PITI is a common acronym in real estate. PITI stands for principal, interest, taxes, and insurance. These four costs come together to make up your mortgage payment. When a lender is qualifying a borrower for a home loan, they need to take into account what the borrower can afford each month using PITI, not just the principal amount.

The lender wants to make sure that the borrower can easily afford their monthly payments so that they do not default on their home loan. If the lender does not consider the other factors besides the principal of the loan, the borrower might not be able to afford the payments. PITI is usually quoted monthly.

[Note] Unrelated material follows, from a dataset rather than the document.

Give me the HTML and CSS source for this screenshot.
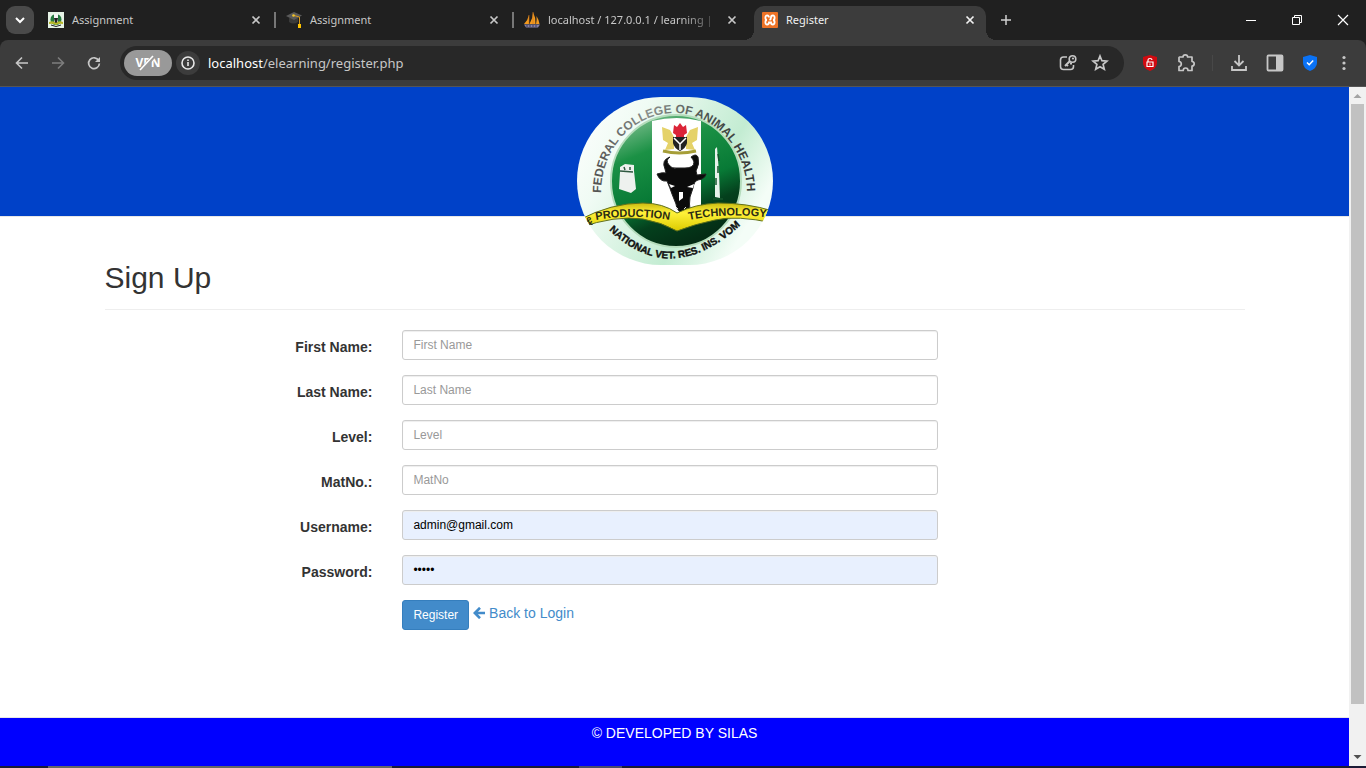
FILE: index.html
```html
<!DOCTYPE html>
<html lang="en">
<head>
<meta charset="utf-8">
<title>Register</title>
<link rel="stylesheet" href="styles.css">
</head>
<body>
<div class="window">
  <div class="tabstrip">
    <button class="tab-search" aria-label="Search tabs"><svg width="28" height="28" viewBox="0 0 28 28"><path d="M10 12l4 4 4-4" fill="none" stroke="#fff" stroke-width="2"/></svg></button>
    <div class="tab">
      <svg class="favicon" viewBox="0 0 16 16"><rect width="16" height="16" fill="#e6f3e6"/><circle cx="8" cy="7.500" r="5.500" fill="#247a3f"/><path d="M6 2h4v8H6z" fill="#f4f4f4"/><path d="M6 6l4 0-1 5H7z" fill="#222"/><path d="M1 10q4-2 7 1 3-3 7-1v2q-4-1-7 1-3-2-7-1z" fill="#b8b82a"/><path d="M3 13q5 3 10 0" stroke="#222" fill="none"/></svg>
      <span class="tab-title">Assignment</span>
      <button class="tab-close" aria-label="Close tab"><svg width="16" height="16" viewBox="0 0 16 16"><path d="M4.500 4.500l7 7m0-7l-7 7" stroke="currentColor" stroke-width="1.700"/></svg></button>
    </div>
    <i class="sep"></i>
    <div class="tab">
      <svg class="favicon" viewBox="0 0 16 16"><path d="M3 6v4q4 3 9 0V5z" fill="#3a3a3a"/><path d="M0 4l8-4 8 3.500L8 8z" fill="#5a5a5a"/><path d="M8 3.500l5.500 1.500v8" stroke="#d99a1c" fill="none"/><circle cx="7.500" cy="3.500" r="1.300" fill="#f3c62b"/><path d="M12 12h3v4h-3z" fill="#ffc400"/></svg>
      <span class="tab-title">Assignment</span>
      <button class="tab-close" aria-label="Close tab"><svg width="16" height="16" viewBox="0 0 16 16"><path d="M4.500 4.500l7 7m0-7l-7 7" stroke="currentColor" stroke-width="1.700"/></svg></button>
    </div>
    <i class="sep"></i>
    <div class="tab">
      <svg class="favicon" viewBox="0 0 16 16"><path d="M0 12Q4 8 5 3v9zM5.500 12Q9 6 9 0q3 6 2.500 12zM12 12q1-4 .500-8 2.500 4 3 8z" fill="#f39a1f"/><path d="M5 3v9M9 0v12" stroke="#c9731c" stroke-width=".6"/><path d="M0 12.500h16l-2 3H2z" fill="#8380a5"/><path d="M2 14h12" stroke="#3c3b55" stroke-dasharray="2 1"/></svg>
      <span class="tab-title fade">localhost / 127.0.0.1 / learning |</span>
      <button class="tab-close" aria-label="Close tab"><svg width="16" height="16" viewBox="0 0 16 16"><path d="M4.500 4.500l7 7m0-7l-7 7" stroke="currentColor" stroke-width="1.700"/></svg></button>
    </div>
    <i class="sep hidden"></i>
    <div class="tab active">
      <svg class="favicon" viewBox="0 0 16 16"><rect width="16" height="16" rx="1" fill="#ee7326"/><path d="M7 5.500Q7 3.500 5.200 3.500T3.400 5.700 5 8Q3.400 8 3.400 10.300T5.200 12.500 7 10.500L9 10.500Q9 12.500 10.800 12.500T12.600 10.300 11 8Q12.600 8 12.600 5.700T10.800 3.500 9 5.500 7.500 8" fill="none" stroke="#fff" stroke-width="1.800"/></svg>
      <span class="tab-title">Register</span>
      <button class="tab-close" aria-label="Close tab"><svg width="16" height="16" viewBox="0 0 16 16"><path d="M4.500 4.500l7 7m0-7l-7 7" stroke="currentColor" stroke-width="1.700"/></svg></button>
    </div>
    <button class="new-tab" aria-label="New tab"><svg width="16" height="16" viewBox="0 0 16 16"><path d="M8 3v10M3 8h10" stroke="#d0d0d0" stroke-width="1.500"/></svg></button>
    <div class="win-controls">
      <button aria-label="Minimize"><svg width="12" height="12" viewBox="0 0 12 12"><path d="M1 6.500h10" stroke="#fff"/></svg></button>
      <button aria-label="Restore"><svg width="12" height="12" viewBox="0 0 12 12"><path d="M1.500 3.500h7v7h-7zM3.500 3.500v-2h7v7h-2" fill="none" stroke="#fff"/></svg></button>
      <button aria-label="Close"><svg width="12" height="12" viewBox="0 0 12 12"><path d="M1 1l10 10M11 1L1 11" stroke="#fff" stroke-width="1.200"/></svg></button>
    </div>
  </div>
  <div class="toolbar">
    <button class="nav" aria-label="Back"><svg width="16" height="16" viewBox="0 0 16 16"><path d="M14 8H3M8 2.500L2.500 8 8 13.500" fill="none" stroke="#c7c7c7" stroke-width="1.600"/></svg></button>
    <button class="nav" aria-label="Forward"><svg width="16" height="16" viewBox="0 0 16 16"><path d="M2 8h11M8 2.500L13.500 8 8 13.500" fill="none" stroke="#7d7d7d" stroke-width="1.600"/></svg></button>
    <button class="nav" aria-label="Reload"><svg width="16" height="16" viewBox="0 0 16 16"><path d="M12.700 5.500A5.400 5.400 0 1 0 13.400 8.500" fill="none" stroke="#c7c7c7" stroke-width="1.700"/><path d="M14 2v5H9z" fill="#c7c7c7"/></svg></button>
    <div class="omnibox">
      <button class="vpn" aria-label="VPN off"><span>VPN</span><svg viewBox="0 0 48 26"><path d="M17 21L30 6" stroke="#999" stroke-width="4"/><path d="M16 20L29 6" stroke="#fff" stroke-width="1.600"/></svg></button>
      <button class="info" aria-label="Site information"><svg width="16" height="16" viewBox="0 0 16 16"><circle cx="8" cy="8" r="6" fill="none" stroke="#e8e8e8" stroke-width="1.600"/><path d="M8 7v4M8 4.500v1.500" stroke="#e8e8e8" stroke-width="1.600"/></svg></button>
      <span class="url"><b>localhost</b>/elearning/register.php</span>
      <button class="omni-icon" aria-label="Manage passwords"><svg width="20" height="20" viewBox="0 0 20 20"><path d="M9 4H5.500Q2.500 4 2.500 7V13.500Q2.500 16.500 5.500 16.500H12.500Q15.500 16.500 15.500 13.500V12" fill="none" stroke="#c7c7c7" stroke-width="1.600"/><path d="M7 13l5-5M8.500 11.500l1.500 1.500M12 10.500h2" stroke="#c7c7c7" stroke-width="2"/><circle cx="14.500" cy="6" r="3.300" fill="none" stroke="#c7c7c7" stroke-width="1.600"/><circle cx="15" cy="5.500" r="1.100" fill="#c7c7c7"/></svg></button>
      <button class="omni-icon" aria-label="Bookmark"><svg width="18" height="18" viewBox="0 0 18 18"><path d="M9 2l1.900 4.700 5 .4-3.800 3.300 1.200 4.900L9 12.700l-4.300 2.600 1.200-4.900L2.100 7.100l5-.4z" fill="none" stroke="#c7c7c7" stroke-width="1.700"/></svg></button>
    </div>
    <div class="extensions">
      <button aria-label="Unlock"><svg width="16" height="18" viewBox="0 0 16 18"><path d="M8 1l7 2v6q0 5-7 8-7-3-7-8V3z" fill="#d10a10"/><path d="M5 8h6v4.500H5zM6 8V6q0-1.500 2-1.500t2 1.500" fill="none" stroke="#fff" stroke-width="1.200"/><path d="M8 9.500v2" stroke="#fff"/></svg></button>
      <button aria-label="Extensions"><svg width="20" height="20" viewBox="0 0 20 20"><path d="M3.500 4H7Q7 1.800 9.300 1.800T11.600 4H16V8.500Q18.200 8.700 18.200 10.800T16 13.200V17.500H12Q12 15 9.600 15T7.200 17.500H3V13.500Q5.300 13.200 5.300 11T3 8.500V4.500z" fill="none" stroke="#c7c7c7" stroke-width="1.700" stroke-linejoin="round"/></svg></button>
      <i class="divider"></i>
      <button aria-label="Downloads"><svg width="18" height="18" viewBox="0 0 18 18"><path d="M9 1v10M4.500 7L9 11.500 13.500 7M2 12v4h14v-4" fill="none" stroke="#c7c7c7" stroke-width="1.800"/></svg></button>
      <button aria-label="Side panel"><svg width="18" height="18" viewBox="0 0 18 18"><rect x="1.500" y="1.500" width="15" height="15" rx="1" fill="none" stroke="#c7c7c7" stroke-width="1.800"/><path d="M10 1h7v16h-7z" fill="#c7c7c7"/></svg></button>
      <button class="narrow" aria-label="Protection"><svg width="16" height="18" viewBox="0 0 16 18"><path d="M8 1l7 2v6q0 5-7 8-7-3-7-8V3z" fill="#0a72f5"/><path d="M5 8.500l2.200 2.200L11.200 6.500" fill="none" stroke="#fff" stroke-width="1.500"/></svg></button>
      <button class="narrow" aria-label="Menu"><svg width="16" height="16" viewBox="0 0 16 16" fill="#c7c7c7"><circle cx="8" cy="2.500" r="1.600"/><circle cx="8" cy="8" r="1.600"/><circle cx="8" cy="13.500" r="1.600"/></svg></button>
    </div>
  </div>
  <div class="viewport">
    <div class="page">
      <header class="banner">
        <svg class="logo" viewBox="0 0 196 168" role="img" aria-label="Federal College of Animal Health and Production Technology">
          <defs>
            <linearGradient id="rim" x1="0" y1="0" x2="1" y2=".5"><stop offset="0" stop-color="#fff"/><stop offset=".3" stop-color="#f0fbf4"/><stop offset=".75" stop-color="#c3ecd2"/><stop offset="1" stop-color="#f4fdf7"/></linearGradient>
            <linearGradient id="disc" x1=".1" y1="0" x2=".5" y2="1"><stop offset="0" stop-color="#8cc59a"/><stop offset=".3" stop-color="#1b9145"/><stop offset=".62" stop-color="#087a36"/><stop offset=".8" stop-color="#04401d"/><stop offset="1" stop-color="#042d15"/></linearGradient>
            <linearGradient id="ribbon" x1="0" y1="0" x2="0" y2="1"><stop offset="0" stop-color="#c9ba10"/><stop offset=".35" stop-color="#fff13a"/><stop offset="1" stop-color="#dccb00"/></linearGradient>
            <linearGradient id="ink" x1="0" y1="0" x2="1" y2="0"><stop offset="0" stop-color="#4d4d4d"/><stop offset=".35" stop-color="#8a8f8c"/><stop offset=".7" stop-color="#4a504c"/><stop offset="1" stop-color="#333"/></linearGradient>
            <clipPath id="shape"><rect width="196" height="168" rx="84"/></clipPath>
            <path id="arc-top" d="M24 96A73 80 0 0 1 170 96"/>
            <path id="arc-bottom" d="M32 133Q96 194 168 124"/>
            <path id="arc-left" d="M19 123Q56 116 98 124"/>
            <path id="arc-right" d="M112 123Q150 115 196 121"/>
          </defs>
          <g clip-path="url(#shape)">
            <rect width="196" height="168" fill="url(#rim)"/>
            <ellipse cx="99" cy="84" rx="65" ry="66" fill="url(#disc)" stroke="#b5dcbc" stroke-width="2"/>
            <path d="M75 24Q100 18 124 24V120H75z" fill="#fff"/>
            <path d="M85 30l8 3 4 7v12l-9 1 3-7-5-3zM121 30l-8 3-4 7v12l9 1-3-7 5-3z" fill="#e5d269"/>
            <path d="M97 28l3 2 3-4 3 4 3-2 1 8-3 2v3h-8v-3l-3-2z" fill="#db2438"/>
            <path d="M96 40h14v6q-1 5-7 8-6-3-7-8z" fill="#222"/><path d="M97 41l6 6v6m0-6l6-6" stroke="#fff" fill="none" stroke-width="1.500"/>
            <path d="M86 54q16 4 33 0" stroke="#a69e38" stroke-width="3" fill="none"/>
            <path d="M93 60q-5 3-1 8 3 4 7 3h9q9 0 9-6-1-3-3-5 5-4 7 0 2 7-2 14l1 4 9-1q-1 5-8 6-4 1-5 8l-3 9q-1 8 0 12l-4 5q-4 1-7-3-3-3-3-7l-4-10q-2-6-5-13-7 1-10-7 6-2 9-1l-1-4q-4-9 5-12z" fill="#0b0b0b" stroke="#222"/>
            <path d="M92 87l6 2-4 2zM117 87l-7 3 6 1zM102 95h4v6l-4 3z" fill="#fff"/><path d="M99 110l2 2m8-2l-2 2" stroke="#ddd"/>
            <path d="M43 70l5-3 9 1v6l2 18-5 4-12-4 1-17z" fill="#eef1ee"/><path d="M43 74l13 1M47 70l1 3M53 70v3" stroke="#2f5840" stroke-width="1.500"/>
            <path d="M138 52l2-2 2 25 1 26-5-1z" fill="#e8f2eb"/><path d="M141 57l1 7m-1 5v7m-2 5v7M136 102h10" stroke="#14552c" stroke-width="1.500"/>
            <path d="M2 123Q34 106 66 106 86 106 100 116 118 107 141 106 170 106 196 114V126Q160 118 138 123 118 127 100 134 84 125 66 122 38 118 2 131z" fill="url(#ribbon)" stroke="#61701a"/>
            <g class="seal-text"><text class="rim-text"><textPath href="#arc-top">FEDERAL COLLEGE OF ANIMAL HEALTH</textPath></text>
            <text class="motto"><textPath href="#arc-bottom">NATIONAL VET. RES. INS. VOM</textPath></text>
            <text class="ribbon-text"><textPath href="#arc-left">PRODUCTION</textPath></text>
            <text class="ribbon-text"><textPath href="#arc-right">TECHNOLOGY</textPath></text>
            <text class="ribbon-text" x="8" y="128">&amp;</text></g>
          </g>
        </svg>
      </header>
      <main class="container">
        <h2>Sign Up</h2>
        <form>
          <div class="row"><label for="fname">First Name:</label><input id="fname" type="text" placeholder="First Name"></div>
          <div class="row"><label for="lname">Last Name:</label><input id="lname" type="text" placeholder="Last Name"></div>
          <div class="row"><label for="level">Level:</label><input id="level" type="text" placeholder="Level"></div>
          <div class="row"><label for="matno">MatNo.:</label><input id="matno" type="text" placeholder="MatNo"></div>
          <div class="row"><label for="user">Username:</label><input id="user" class="filled" type="text" value="admin@gmail.com"></div>
          <div class="row"><label for="pass">Password:</label><input id="pass" class="filled" type="password" value="admin"></div>
          <div class="row"><div class="actions"><button class="register" type="button">Register</button><a href="#"><svg width="12" height="12" viewBox="0 0 12 12"><path d="M12 6H2M7 .8L1.800 6 7 11.200" fill="none" stroke="currentColor" stroke-width="2.600"/></svg>Back to Login</a></div></div>
        </form>
      </main>
      <footer>© DEVELOPED BY SILAS</footer>
    </div>
    <div class="scrollbar"><svg width="17" height="17" viewBox="0 0 17 17"><path d="M4.500 11l4-4 4 4z" fill="#a3a3a3"/></svg><div class="thumb"></div><svg width="17" height="17" viewBox="0 0 17 17"><path d="M4.500 6l4 4 4-4z" fill="#505050"/></svg></div>
  </div>
  <div class="taskbar"><i class="task-search"></i><i class="task-item"></i></div>
</div>
</body>
</html>
```
FILE: styles.css
```css
* { box-sizing: border-box; }
body { margin: 0; font-family: "Liberation Sans", Arial, sans-serif; font-size: 14px; line-height: 20px; color: #333; }
button { border: 0; padding: 0; background: none; font: inherit; color: inherit; }
svg { display: block; flex: none; }
.window { display: flex; flex-direction: column; height: 100vh; overflow: hidden; background: #202020; }

.tabstrip { display: flex; align-items: flex-start; height: 40px; padding: 6px 0 0 6px; color: #c7c7c7; font: 11px/16px "Noto Sans", "Open Sans", sans-serif; }
.tab-search { width: 28px; height: 28px; margin-right: 6px; border-radius: 9px; background: #4a4a4a; }
.tab { display: flex; align-items: center; width: 232px; height: 28px; padding: 0 8px; }
.favicon { width: 16px; height: 16px; margin-right: 8px; }
.tab-title { flex: 1; min-width: 0; white-space: nowrap; }
.fade { -webkit-mask-image: linear-gradient(90deg, #000 75%, transparent); mask-image: linear-gradient(90deg, #000 75%, transparent); }
.sep { width: 2px; height: 16px; margin: 6px 2px; background: #777; }
.hidden { visibility: hidden; }
.active { position: relative; height: 34px; padding-bottom: 6px; border-radius: 10px 10px 0 0; background: #3c3c3c; color: #f1f1f1; }
.active::before, .active::after { content: ""; position: absolute; bottom: 0; width: 10px; height: 10px; }
.active::before { right: 100%; background: radial-gradient(circle at 0 0, #202020 10px, #3c3c3c 10px); }
.active::after { left: 100%; background: radial-gradient(circle at 100% 0, #202020 10px, #3c3c3c 10px); }
.new-tab { margin: 6px 12px; }
.win-controls { display: flex; margin-left: auto; }
.win-controls button { display: grid; place-items: center; width: 46px; height: 28px; }

.toolbar { display: flex; align-items: center; height: 47px; padding: 0 4px; border-bottom: 1px solid #555; border-radius: 8px 8px 0 0; background: #3c3c3c; }
.nav { display: grid; place-items: center; width: 36px; height: 34px; }
.omnibox { display: flex; align-items: center; flex: 1; height: 34px; margin-left: 8px; padding: 0 15px 0 4px; border-radius: 17px; background: #282828; }
.vpn { position: relative; width: 48px; height: 26px; margin-right: 4px; border-radius: 13px; background: #999; color: #fff; font: bold 12px/26px "Open Sans", sans-serif; }
.vpn svg { position: absolute; inset: 0; }
.info { display: grid; place-items: center; width: 24px; height: 24px; margin-right: 8px; border-radius: 12px; background: #3c3c3c; }
.url { flex: 1; color: #c7c7c7; font: 13px/20px "Noto Sans", "Open Sans", sans-serif; }
.url b { font-weight: 400; color: #fff; }
.omni-icon { margin-left: 13px; }
.extensions { display: flex; align-items: center; margin-right: 1px; }
.extensions button { display: grid; place-items: center; width: 36px; height: 34px; }
.extensions button:first-child { margin-left: 8px; }
.extensions .narrow { width: 34px; }
.divider { width: 1px; height: 16px; margin: 0 8px; background: #484848; }

.viewport { display: flex; flex: 1; min-height: 0; background: #fff; }
.page { display: flex; flex-direction: column; flex: 1; }
.banner { display: flex; justify-content: center; height: 130px; padding-top: 10px; border-bottom: 1px solid #e7e7e7; background: #0041c8; }
.logo { width: 196px; height: 168px; }
.seal-text { font-family: "Liberation Sans", Arial, sans-serif; font-weight: 700; }
.rim-text { font-size: 12px; fill: url(#ink); }
.motto { font-size: 10px; fill: #111; stroke: #111; stroke-width: 0.4; }
.ribbon-text { font-size: 11px; fill: #2b2b12; }

.container { flex: 1; width: 100%; max-width: 1170px; margin: 0 auto; padding: 44px 15px 0; }
h2 { margin: 0 0 20px; padding-bottom: 14px; border-bottom: 1px solid #eee; font-size: 30px; font-weight: 400; line-height: 34px; }
.row { display: grid; grid-template-columns: 23.5% 47%; justify-content: start; column-gap: 30px; margin-bottom: 15px; }
label { padding-top: 7px; text-align: right; font-weight: 700; }
input { width: 100%; height: 30px; padding: 5px 10px; border: 1px solid #ccc; border-radius: 3px; background: #fff; box-shadow: inset 0 1px 1px #eee; color: #000; font: 12px/18px "Liberation Sans", Arial, sans-serif; }
input::placeholder { color: #999; }
.filled { background: #e8f0fe; }
.actions { display: flex; grid-column: 2; gap: 4px; }
.register { height: 30px; padding: 0 10px; border: 1px solid #357ebd; border-radius: 3px; background: #428bca; color: #fff; font-size: 12px; }
.actions a { display: flex; align-items: center; gap: 4px; height: 26px; color: #428bca; text-decoration: none; }
footer { height: 49px; padding-top: 5px; border-top: 1px solid #e7e7e7; background: #00f; color: #fff; text-align: center; }

.scrollbar { display: flex; flex-direction: column; justify-content: space-between; width: 17px; background: #f1f1f1; }
.thumb { flex: 1; margin: 0 2px 45px; background: #c1c1c1; }
.taskbar { display: flex; height: 2px; padding-left: 48px; background: #1b1b35; }
.task-search { width: 344px; border: 1px solid #666; }
.task-item { width: 43px; margin-left: 187px; background: #4b4b6b; }
```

The P in PITI stands for principal, which refers to the principal amount of the loan. If you take out a $400,000 home loan, that $400,000 is your principal. Often, the principal that you pay on your home starts out low and gets higher over time.

The I in PITI stands for the interest on your loan. At the beginning of your home loan, you will pay mostly interest. If you have a fixed rate loan, your interest rate will stay constant. If you have a 5% interest rate on a $400,000 loan, you will pay $20,000 in interest over the life of your loan.

The T in PITI stands for taxes, everyone’s favorite! Taxes vary depending on where your home is located. Property taxes are calculated annually, and your lender includes them as a part of your monthly mortgage payment.

Finally, the second I in PITI stands for insurance. If you pay less than 20% of the home’s value as your down payment, you will need to pay private mortgage insurance, or PMI. You might also need to pay for homeowner’s insurance if it is not included in your HOA costs.

How to Calculate PITI

PITI is a simple addition for a lender. They add up the principal amount and interest amount you must pay every month and add that to the taxes and interest you owe to give you your mortgage amount.

Conclusion

PITI is an acronym for principal, interest, taxes, and insurance. A lender uses PITI to qualify a borrower for a specific loan amount for a mortgage. A lender always wants to make sure that a borrower does not take out a loan for more than they can afford, so it is important to take all of PITI into account when qualifying.